La vasta riqueza artística y la variedad temática de su obra demuestran que su talento con el desnudo femenino dejó en un segundo plano años de minuciosa observación de naturaleza muerta, un estudio que dio comienzo al descubrir, volviendo de la estación de tren, la belleza de la luz del día incrustada en la piel de una gallina sin vida. Comenzaba así su serie Carroña, en la que además de inmortalizar objetos abandonados a la muerte, también retrataba los rostros de la infancia de la posguerra.

Con este trabajo, que envió por carta a Pablo Picasso durante algo más de un año, el fotógrafo intentó convencer al genio de su talento. Ante la ausencia de respuesta, Clergue opta por el órdago y se presenta en el atelier que el español tiene en Cannes, dispuesto a recuperar sus fotografías. En lugar de los clichés, el francés encontró el apoyo y la amistad de Picasso, con los que contaría durante cerca de treinta años.

La poesía de su trabajo conquistaría al dramaturgo Jean Cocteau.

Pronto por mediación del artista cubista.
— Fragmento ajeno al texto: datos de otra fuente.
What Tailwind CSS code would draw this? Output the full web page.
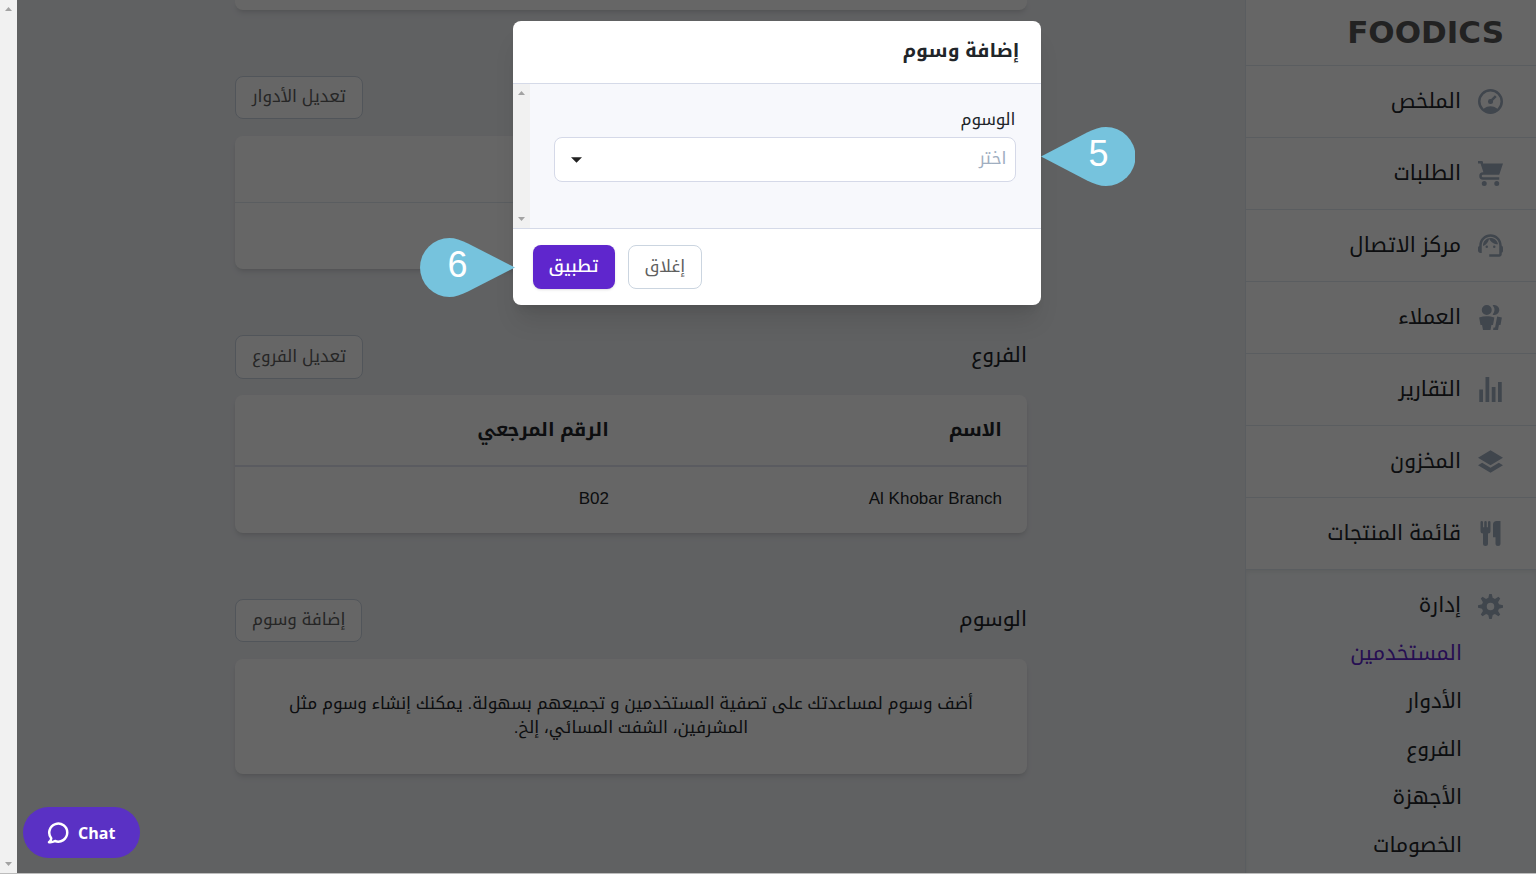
<!DOCTYPE html>
<html lang="ar" dir="rtl">
<head>
<meta charset="utf-8">
<title>Foodics</title>
<script src="https://cdn.jsdelivr.net/npm/@tailwindcss/browser@4"></script>
</head>
<body class="font-['Liberation_Sans','Noto_Kufi_Arabic','Noto_Sans_Arabic','DejaVu_Sans',sans-serif] text-[17px] leading-6 text-[#212529]">
<div class="flex h-screen overflow-hidden bg-white pb-px">

  <div class="relative flex min-w-0 flex-1 overflow-hidden border-b border-[#bdbdbd]">
    <!-- Sidebar -->
    <aside class="w-[291px] shrink-0 overflow-hidden border-l border-[#e2e8f0] bg-white">
      <div class="flex h-[66px] items-center border-b border-[#e2e8f0] pr-8 pb-0.5">
        <a href="#" dir="ltr" class="font-['DejaVu_Sans',sans-serif] text-[31px] leading-8 font-bold text-[#555555]">FOODICS</a>
      </div>
      <nav class="text-[21px] leading-7">
        <a href="#" class="flex h-[72px] items-center gap-[17px] border-b border-[#e2e8f0] pr-[33px]">
          <svg class="size-[25px] fill-[#a0aec0]" viewBox="0 0 20 20"><path d="M10 20a10 10 0 1 1 0-20 10 10 0 0 1 0 20zm-5.6-4.29a9.95 9.95 0 0 1 11.2 0 8 8 0 1 0-11.2 0zm6.12-7.64l3.02-3.02 1.41 1.41-3.02 3.02a2 2 0 1 1-1.41-1.41z"/></svg>
          <span class="pb-0.5">الملخص</span>
        </a>
        <a href="#" class="flex h-[72px] items-center gap-[17px] border-b border-[#e2e8f0] pr-[33px]">
          <svg class="size-[25px] fill-[#a0aec0]" viewBox="0 0 20 20"><path d="M4 2h16l-3 9H4a1 1 0 1 0 0 2h13v2H4a3 3 0 0 1 0-6h.33L3 5 2 2H0V0h3a1 1 0 0 1 1 1v1zm1 18a2 2 0 1 1 0-4 2 2 0 0 1 0 4zm10 0a2 2 0 1 1 0-4 2 2 0 0 1 0 4z"/></svg>
          <span class="pb-0.5">الطلبات</span>
        </a>
        <a href="#" class="flex h-[72px] items-center gap-[17px] border-b border-[#e2e8f0] pr-[33px]">
          <svg class="size-[25px] fill-[#a0aec0]" viewBox="2 2 20 20"><path d="M21 12.22C21 6.73 16.74 3 12 3c-4.69 0-9 3.65-9 9.28-.6.34-1 .98-1 1.72v2c0 1.1.9 2 2 2h1v-6.1c0-3.87 3.13-7 7-7s7 3.13 7 7V19h-8v2h8c1.1 0 2-.9 2-2v-1.22c.59-.31 1-.92 1-1.64v-2.3c0-.7-.41-1.31-1-1.62z"/><circle cx="9" cy="13" r="1"/><circle cx="15" cy="13" r="1"/><path d="M18 11.03C17.52 8.18 15.04 6 12.05 6c-3.03 0-6.29 2.51-6.03 6.45 2.47-1.01 4.33-3.21 4.86-5.89 1.31 2.63 4 4.44 7.12 4.47z"/></svg>
          <span class="pb-0.5">مركز الاتصال</span>
        </a>
        <a href="#" class="flex h-[72px] items-center gap-[17px] border-b border-[#e2e8f0] pr-[33px]">
          <svg class="size-[25px] fill-[#a0aec0]" viewBox="0 0 20 20"><path d="M7 8a4 4 0 1 1 0-8 4 4 0 0 1 0 8zm0 1c2.15 0 4.2.4 6.1 1.09L12 16h-1.25L10 20H4l-.75-4H2L.9 10.09A17.93 17.93 0 0 1 7 9zm8.31.17c1.32.18 2.59.48 3.8.92L18 16h-1.25L16 20h-3.96l.37-2h1.25l1.65-8.83zM13 0a4 4 0 1 1-1.33 7.76 5.96 5.96 0 0 0 0-7.52C12.1.1 12.53 0 13 0z"/></svg>
          <span class="pb-0.5">العملاء</span>
        </a>
        <a href="#" class="flex h-[72px] items-center gap-[17px] border-b border-[#e2e8f0] pr-[33px]">
          <svg class="size-[25px] fill-[#a0aec0]" viewBox="0 0 20 20"><path d="M1 10h3v10H1V10zM6 0h3v20H6V0zm5 8h3v12h-3V8zm5-4h3v16h-3V4z"/></svg>
          <span class="pb-0.5">التقارير</span>
        </a>
        <a href="#" class="flex h-[72px] items-center gap-[17px] border-b border-[#e2e8f0] pr-[33px]">
          <svg class="size-[25px] fill-[#a0aec0]" viewBox="0 0 20 20"><path d="M10 1l10 6-10 6L0 7l10-6zm6.67 10L20 13l-10 6-10-6 3.33-2L10 15l6.67-4z"/></svg>
          <span class="pb-0.5">المخزون</span>
        </a>
        <a href="#" class="flex h-[72px] items-center gap-[17px] border-b border-[#e2e8f0] pr-[33px]">
          <svg class="size-[25px] fill-[#a0aec0]" viewBox="0 0 20 20"><path d="M18 11v7a2 2 0 0 1-4 0v-5h-2V3a3 3 0 0 1 3-3h3v11zM4 10a2 2 0 0 1-2-2V1a1 1 0 0 1 2 0v4h1V1a1 1 0 0 1 2 0v4h1V1a1 1 0 0 1 2 0v7a2 2 0 0 1-2 2v8a2 2 0 0 1-4 0v-8z"/></svg>
          <span class="pb-0.5">قائمة المنتجات</span>
        </a>
        <div class="bg-[#f7fafc] pb-6 shadow-[inset_0_2px_4px_rgba(0,0,0,0.06)]">
          <a href="#" class="flex h-[72px] items-center gap-[17px] pr-[33px]">
            <svg class="size-[25px] fill-[#a0aec0]" viewBox="0 0 20 20"><path d="M3.94 6.5L2.22 3.64l1.42-1.42L6.5 3.94c.52-.3 1.1-.54 1.7-.7L9 0h2l.8 3.24c.61.16 1.18.4 1.7.7l2.86-1.72 1.42 1.42-1.72 2.86c.3.52.54 1.1.7 1.7L20 9v2l-3.24.8c-.16.61-.4 1.18-.7 1.7l1.72 2.86-1.42 1.42-2.86-1.72c-.52.3-1.1.54-1.7.7L11 20H9l-.8-3.24c-.61-.16-1.18-.4-1.7-.7l-2.86 1.72-1.42-1.42 1.72-2.86c-.3-.52-.54-1.1-.7-1.7L0 11V9l3.24-.8c.16-.61.4-1.18.7-1.7zM10 13a3 3 0 1 0 0-6 3 3 0 0 0 0 6z"/></svg>
            <span class="pb-0.5">إدارة</span>
          </a>
          <ul class="-mt-3 pr-[74px]">
            <li><a href="#" class="flex h-12 items-center pb-0.5 text-[#5f26cd]">المستخدمين</a></li>
            <li><a href="#" class="flex h-12 items-center pb-0.5">الأدوار</a></li>
            <li><a href="#" class="flex h-12 items-center pb-0.5">الفروع</a></li>
            <li><a href="#" class="flex h-12 items-center pb-0.5">الأجهزة</a></li>
            <li><a href="#" class="flex h-12 items-center pb-0.5">الخصومات</a></li>
          </ul>
        </div>
      </nav>
    </aside>

    <!-- Page content -->
    <main class="min-w-0 flex-1 overflow-hidden bg-[#f0f2f6]">
      <div class="mx-auto flex max-w-[792px] flex-col gap-[66px]">
        <div class="h-[10px] rounded-b-lg bg-white shadow-md"></div>

        <section>
          <div class="mb-4 flex h-11 items-start justify-end">
            <button class="h-[43px] rounded-lg border border-[#cbd5e0] bg-white px-4 pb-0.5 text-[#606060]">تعديل الأدوار</button>
          </div>
          <div class="rounded-lg bg-white shadow-md">
            <div class="h-[67px] border-b border-[#e2e8f0]"></div>
            <div class="h-[66px]"></div>
          </div>
        </section>

        <section>
          <div class="mb-4 flex h-11 items-start justify-between">
            <h2 class="pt-1.5 text-[21px] leading-7">الفروع</h2>
            <button class="h-11 rounded-lg border border-[#cbd5e0] bg-white px-4 text-[#606060]">تعديل الفروع</button>
          </div>
          <div class="rounded-lg bg-white shadow-md">
            <table class="w-full table-fixed text-right">
              <thead>
                <tr class="h-[71px] border-b-2 border-[#e2e4f0] text-[19px]">
                  <th class="w-1/2 pr-[25px] font-bold">الاسم</th>
                  <th class="pr-[22px] font-bold">الرقم المرجعي</th>
                </tr>
              </thead>
              <tbody>
                <tr class="h-[67px]">
                  <td class="pr-[25px] pb-0.5">Al Khobar Branch</td>
                  <td class="pr-[22px] pb-0.5">B02</td>
                </tr>
              </tbody>
            </table>
          </div>
        </section>

        <section>
          <div class="mb-4 flex h-11 items-start justify-between">
            <h2 class="pt-1.5 text-[21px] leading-7">الوسوم</h2>
            <button class="h-[43px] rounded-lg border border-[#cbd5e0] bg-white px-4 pb-0.5 text-[#606060]">إضافة وسوم</button>
          </div>
          <div class="rounded-lg bg-white px-12 pt-[33px] pb-[34px] text-center shadow-md">
            <p>أضف وسوم لمساعدتك على تصفية المستخدمين و تجميعهم بسهولة. يمكنك إنشاء وسوم مثل<br>المشرفين، الشفت المسائي، إلخ.</p>
          </div>
        </section>
      </div>
    </main>

    <!-- Backdrop and dialog -->
    <div class="absolute inset-0 flex items-start justify-center bg-black/60 pt-[21px]">
      <div role="dialog" aria-labelledby="dialog-title" class="relative w-[528px] rounded-lg bg-white shadow-xl">
        <header class="flex h-[62px] items-center px-[21px] pb-0.5">
          <h1 id="dialog-title" class="text-[19px] font-bold">إضافة وسوم</h1>
        </header>
        <div class="flex border-y border-[#d5dae8] bg-[#f7f8fc]">
          <div class="flex-1 pt-6 pr-[25px] pb-[46px] pl-6">
            <label for="tags" class="mb-[5px] block">الوسوم</label>
            <div class="relative">
              <select id="tags" class="h-[45px] w-full appearance-none rounded-lg border border-[#d5d9e8] bg-white px-2 pb-0.5 text-[#a0aec0]">
                <option>اختر</option>
              </select>
              <svg class="pointer-events-none absolute top-5 left-[17px] h-[6px] w-[11px] fill-[#212121]" viewBox="0 0 10 5"><path d="M0 0h10L5 5z"/></svg>
            </div>
          </div>
          <div class="flex w-[17px] flex-col items-center justify-between bg-[#f1f1f1] py-[7px]">
            <svg class="h-1 w-[7px] fill-[#a3a3a3]" viewBox="0 0 7 4"><path d="M0 4h7L3.500 0z"/></svg>
            <svg class="h-1 w-[7px] fill-[#a3a3a3]" viewBox="0 0 7 4"><path d="M0 0h7L3.500 4z"/></svg>
          </div>
        </div>
        <footer class="flex items-center justify-end gap-[13px] px-5 py-4">
          <button class="h-11 rounded-lg border border-[#cbd5e0] bg-white px-4 text-[#606060]">إغلاق</button>
          <button class="h-11 rounded-lg bg-[#5f26cd] px-4 font-medium text-white shadow-sm">تطبيق</button>
        </footer>

        <!-- Step markers -->
        <div class="absolute top-[106px] left-full h-[59px] w-[94px]">
          <svg class="size-full fill-[#76c3dd]" viewBox="0 0 94 59"><path d="M0 29.500 46 5.500C53 2 59 0 65 0a29.500 29.500 0 0 1 0 59c-6 0-12-2-19-5.500z"/></svg>
          <span class="absolute top-[9px] left-12 text-4xl leading-9 text-white">5</span>
        </div>
        <div class="absolute top-[217px] right-full -mr-0.5 h-[59px] w-[95px]">
          <svg class="size-full fill-[#76c3dd]" viewBox="0 0 95 59"><path d="M95 29.500 48 5.500C41 2 35 0 29.500 0a29.500 29.500 0 0 0 0 59c5.500 0 11.500-2 18.500-5.500z"/></svg>
          <span class="absolute top-[9px] left-7 text-4xl leading-9 text-white">6</span>
        </div>
      </div>
    </div>

    <!-- Chat launcher -->
    <button dir="ltr" class="absolute bottom-[15px] left-1.5 flex h-[51px] w-[117px] items-center gap-[9px] rounded-full bg-[#5a31c4] pl-6 font-['Open_Sans',sans-serif] text-base font-bold text-white">
      <svg class="size-[22px] fill-none stroke-white stroke-[2.500]" viewBox="0 0 22 22" stroke-linejoin="round" stroke-linecap="round"><path d="M4.200 16.200A9 9 0 1 1 8 19c-1.800 1-4 1.500-6 1.200C3.500 19 4.300 17.800 4.200 16.200z"/></svg>
      <span>Chat</span>
    </button>
  </div>

  <!-- Page scrollbar -->
  <div class="flex w-[17px] shrink-0 flex-col items-center justify-between border-b border-[#bdbdbd] bg-[#f1f1f1] py-[7px]">
    <svg class="h-1 w-[7px] fill-[#a3a3a3]" viewBox="0 0 7 4"><path d="M0 4h7L3.500 0z"/></svg>
    <svg class="h-1 w-[7px] fill-[#a3a3a3]" viewBox="0 0 7 4"><path d="M0 0h7L3.500 4z"/></svg>
  </div>
</div>
</body>
</html>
Pero Clergue no vio en sus padrinos y admiradores el pasaporte a un éxito sin retorno, por lo que dejaría pasar varios años antes de abandonar la fábrica local para la que trabajaba, desoyendo (o al menos, filtrando) las buenas críticas hacia su obra, a la que se dedicaba de madrugada por falta de tiempo.

Vender a buen precio sus capturas de El testamento de Orfeo, película realizada por Cocteau en 1960, le permitió al fin rendirse a la evidencia y dedicar el resto de sus días a la fotografía, en todas sus representaciones. Cine, diseño textil, teatro, televisión... El arte pedía el ojo de Clergue.

La mujer, la muerte, el mar

La exposición del Grand Palais subraya la capacidad de Clergue a la hora de palpar el talento de sus maestros, entre los que encontramos al genio cubista, pero también al fotógrafo Edward Weston, y absorber sus enfoques. Este homenaje tampoco pasa por alto la pasión casi obsesiva del francés por el retrato de la muerte, que en sus negativos se apoderaba de luz y poesía.

El mar fue uno de los temas recurrentes de Clergue.

La desaparición de su madre a sus 18 años le empujó sin duda a reflexionar sobre el sentido de la vida. De hecho, en una de sus últimas entrevistas, a Paris Match, el francés confesaría que la escena de la gallina muerta al borde del río Ródano, en plena posguerra, marcaría para siempre su visión sobre el arte. “Veía la luz del sol encima de la muerte. Ahogada entre el agua y la arena, la gallina era otra, un camello en el desierto”. Escapar a la oscuridad de la muerte o introducir en ésta un halo de luz fue siempre posible con su objetivo.

Con el paso del tiempo, su fascinación siguió intacta. Más de diez años después de este descubrimiento y gozando de una gran popularidad, Clergue sigue fiel a sus comienzos con su cliché La raya hundida, uno de los expuestos en el homenaje que le rinde París.

El erotismo y las curvas del cuerpo femenino fueron característicos de sus fotografías.

Clergue jugó con la norma como lo hizo con las curvas del cuerpo humano. Así, la censura de los años cincuenta añadió, sin saberlo, erotismo a las fotografías más arriesgadas del artista. La prohibición de retratar el rostro de una mujer sin ropa llevó al francés a mantener los cuerpos desnudos sin desvelar la identidad de los mismos. El Grand Palais expone, entre otros, los clichés de la Camarga Nacida de la ola o Desnudo de la mar, una ocasión para perderse en la delicadeza con que Clergue convirtió su entorno en geometría viva.

La infancia rota por el hambre de la guerra, a través de sus retratos de gitanos que en vida no promocionó por miedo a ser considerado un reportero más, toman hoy el protagonismo que merecen en su obra, permitiendo una mejor comprensión de la influencia que su época tuvo en su fotografía.

Desde la transparencia del cuerpo femenino desnudo hasta la bestialidad que emana de un toro sin vida, pasando por el movimiento del mar, que encontramos en sus instantáneas más mediterráneas, como La Ola (1971). Todo cuanto le rodeó hasta su muerte, tanto miseria como erotismo, mereció la misma búsqueda de luz y belleza. Sus fotografías son inmortales, y se exponen en el Grand Palais de París hasta el 15 de febrero de 2016.